Por outro lado, a ausência de fixação das competências e responsabilidades dos municípios de menor porte perante a garantia da integralidade da assistência à saúde, determinando o Judiciário que a competência dos entes federativos é solidária, também gera grandes embaraços à gestão pública da saúde por obrigar um município de cinco mil habitantes às mesmas responsabilidades de um município de um milhão de habitantes.

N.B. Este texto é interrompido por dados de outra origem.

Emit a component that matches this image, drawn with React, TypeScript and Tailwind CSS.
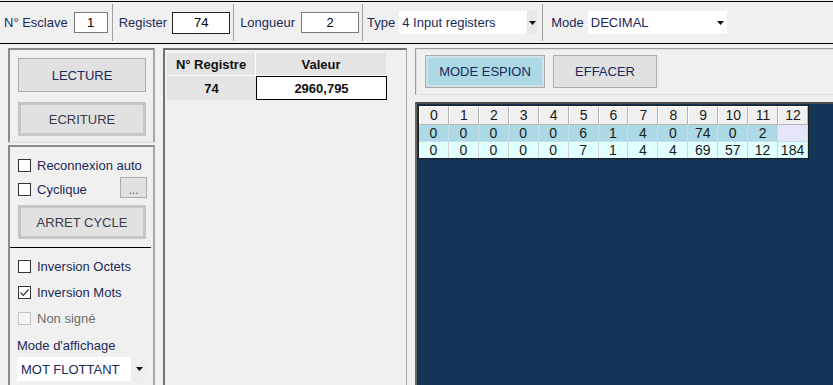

Essas e outras questões da gestão pública da saúde precisam ser resolvidas e essa é a oportunidade de se incluir no projeto de lei, as especificidades da saúde, como a articulação federativa, a intersetorialidade, a necessária complementaridade dos serviços privados na rede SUS, que até hoje não conseguiu encontrar um caminho claro, transparente, complementar (e não substitutivo) que se encontre com a realidade diária exigente de respostas rápidas dos gestores públicos da saúde que não podem ficar presos a controles e regras que tolham a sua capacidade de agir, o seu poder discricionário e a busca por uma gestão que atenda o interesse público e garanta a efetividade do direito à saúde de maneira qualitativa.
É o momento de a saúde – seus órgãos, setores e instituições – se unir em torno do projeto, promovendo estudos, debates e apresentando ao Ministério do Planejamento propostas de aperfeiçoamentos no anteprojeto de lei que atendam à gestão pública da saúde.